I would like to look at a histogram of the distribution of the sales on Amazon:
bins = np.linspace(1000, df.Est_Monthly_Revenue.max(), 20)
plt.figure( figsize=(15, 6))
plt.hist(df['Est_Monthly_Revenue'], bins= bins, histtype='bar')
plt.xlabel('Revenue ($)')
plt.ylabel('Number of Sellers')
plt.title('Distribution of Monthly Revenue')
plt.show()
The histogram above, which at first glance looks incorrect, shows that there are a few products that gross 8 million dollars in monthly revenue which make the histogram very unbalanced. Let's shrink the histogram axis so we can see the majority of sellers.
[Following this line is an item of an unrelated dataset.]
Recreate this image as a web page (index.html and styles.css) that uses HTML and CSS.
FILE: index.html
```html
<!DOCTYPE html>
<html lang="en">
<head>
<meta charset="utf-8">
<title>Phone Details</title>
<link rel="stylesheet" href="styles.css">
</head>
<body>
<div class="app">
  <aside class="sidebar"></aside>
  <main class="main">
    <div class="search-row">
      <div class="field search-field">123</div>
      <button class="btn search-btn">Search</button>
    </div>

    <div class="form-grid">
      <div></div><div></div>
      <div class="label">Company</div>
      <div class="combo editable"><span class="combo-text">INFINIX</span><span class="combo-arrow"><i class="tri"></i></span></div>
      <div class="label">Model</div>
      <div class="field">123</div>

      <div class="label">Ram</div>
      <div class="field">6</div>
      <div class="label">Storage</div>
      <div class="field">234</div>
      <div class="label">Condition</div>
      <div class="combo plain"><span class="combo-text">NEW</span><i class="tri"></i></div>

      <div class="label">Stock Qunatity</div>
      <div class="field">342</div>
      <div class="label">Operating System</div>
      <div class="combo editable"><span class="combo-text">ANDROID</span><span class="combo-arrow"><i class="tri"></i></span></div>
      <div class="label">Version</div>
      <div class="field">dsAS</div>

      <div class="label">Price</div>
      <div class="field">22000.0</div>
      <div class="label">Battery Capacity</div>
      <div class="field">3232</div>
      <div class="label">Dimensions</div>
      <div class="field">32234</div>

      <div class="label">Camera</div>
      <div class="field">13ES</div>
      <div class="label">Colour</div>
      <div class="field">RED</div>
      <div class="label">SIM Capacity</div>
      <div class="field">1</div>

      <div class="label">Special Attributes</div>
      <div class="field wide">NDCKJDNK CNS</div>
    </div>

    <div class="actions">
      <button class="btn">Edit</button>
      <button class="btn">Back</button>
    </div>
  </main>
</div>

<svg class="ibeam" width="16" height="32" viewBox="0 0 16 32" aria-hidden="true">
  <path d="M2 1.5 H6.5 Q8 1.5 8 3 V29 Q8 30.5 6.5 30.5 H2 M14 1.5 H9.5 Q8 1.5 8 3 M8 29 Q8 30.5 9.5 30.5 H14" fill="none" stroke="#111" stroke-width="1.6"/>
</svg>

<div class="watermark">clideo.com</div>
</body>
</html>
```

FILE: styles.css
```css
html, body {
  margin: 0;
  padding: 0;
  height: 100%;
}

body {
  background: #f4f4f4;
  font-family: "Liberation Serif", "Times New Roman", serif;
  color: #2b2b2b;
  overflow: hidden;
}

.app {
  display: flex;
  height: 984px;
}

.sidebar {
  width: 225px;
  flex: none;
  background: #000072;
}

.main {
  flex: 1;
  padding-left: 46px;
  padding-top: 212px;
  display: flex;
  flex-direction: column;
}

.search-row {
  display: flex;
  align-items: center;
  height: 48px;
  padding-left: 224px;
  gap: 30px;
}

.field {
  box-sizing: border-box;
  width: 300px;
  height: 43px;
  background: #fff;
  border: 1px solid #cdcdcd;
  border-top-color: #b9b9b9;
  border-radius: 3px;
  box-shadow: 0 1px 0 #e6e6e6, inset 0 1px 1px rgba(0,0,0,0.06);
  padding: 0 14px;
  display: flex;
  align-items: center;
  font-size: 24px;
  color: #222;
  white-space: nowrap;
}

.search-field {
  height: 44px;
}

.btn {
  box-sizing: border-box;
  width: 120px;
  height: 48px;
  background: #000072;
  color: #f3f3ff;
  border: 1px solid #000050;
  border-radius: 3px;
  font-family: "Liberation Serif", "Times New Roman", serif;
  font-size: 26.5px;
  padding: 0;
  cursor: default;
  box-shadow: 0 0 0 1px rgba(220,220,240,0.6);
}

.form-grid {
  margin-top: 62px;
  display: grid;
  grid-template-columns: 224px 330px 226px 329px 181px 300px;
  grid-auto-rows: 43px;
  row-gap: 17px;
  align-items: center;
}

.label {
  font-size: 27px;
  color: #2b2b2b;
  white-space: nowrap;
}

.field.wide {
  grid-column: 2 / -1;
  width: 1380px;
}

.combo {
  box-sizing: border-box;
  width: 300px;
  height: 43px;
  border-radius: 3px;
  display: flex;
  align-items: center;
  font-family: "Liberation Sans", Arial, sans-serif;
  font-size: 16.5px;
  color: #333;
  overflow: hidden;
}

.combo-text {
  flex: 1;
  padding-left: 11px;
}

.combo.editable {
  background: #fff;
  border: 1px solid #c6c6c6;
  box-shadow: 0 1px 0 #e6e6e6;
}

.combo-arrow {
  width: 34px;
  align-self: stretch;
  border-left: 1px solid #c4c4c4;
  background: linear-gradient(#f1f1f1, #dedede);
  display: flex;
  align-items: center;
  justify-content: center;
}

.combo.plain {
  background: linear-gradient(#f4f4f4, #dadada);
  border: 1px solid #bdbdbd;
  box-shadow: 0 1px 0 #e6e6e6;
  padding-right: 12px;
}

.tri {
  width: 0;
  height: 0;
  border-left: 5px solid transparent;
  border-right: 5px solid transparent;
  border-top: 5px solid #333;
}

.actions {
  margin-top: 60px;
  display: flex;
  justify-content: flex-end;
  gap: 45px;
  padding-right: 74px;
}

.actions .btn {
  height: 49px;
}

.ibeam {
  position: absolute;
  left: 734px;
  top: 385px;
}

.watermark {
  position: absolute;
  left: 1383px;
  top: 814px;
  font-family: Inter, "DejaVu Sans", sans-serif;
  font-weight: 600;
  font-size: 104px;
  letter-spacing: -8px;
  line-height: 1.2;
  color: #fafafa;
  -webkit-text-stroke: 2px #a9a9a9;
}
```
bins = np.linspace(1000, 50000, 20)
plt.figure( figsize=(15, 6))
plt.hist(df['Est_Monthly_Revenue'], bins= bins, histtype='bar')
plt.xlabel('Revenue ($)')
plt.ylabel('Number of Sellers')
plt.title('Distribution of Monthly Revenue')
plt.show()
Even after cutting down the x axis we can still see that selling electronics on Amazon favors heavily the top 1%.
df.describe(percentiles=(np.linspace(1, 99, 25)/100))
Let's look at the top 10 selling products:
df.sort_values(by=['Est_Monthly_Revenue']).tail(10)
And the highest grossing product is Fortinet, a web app firewall. Next, is a smart TV and then a watch made by Garmin.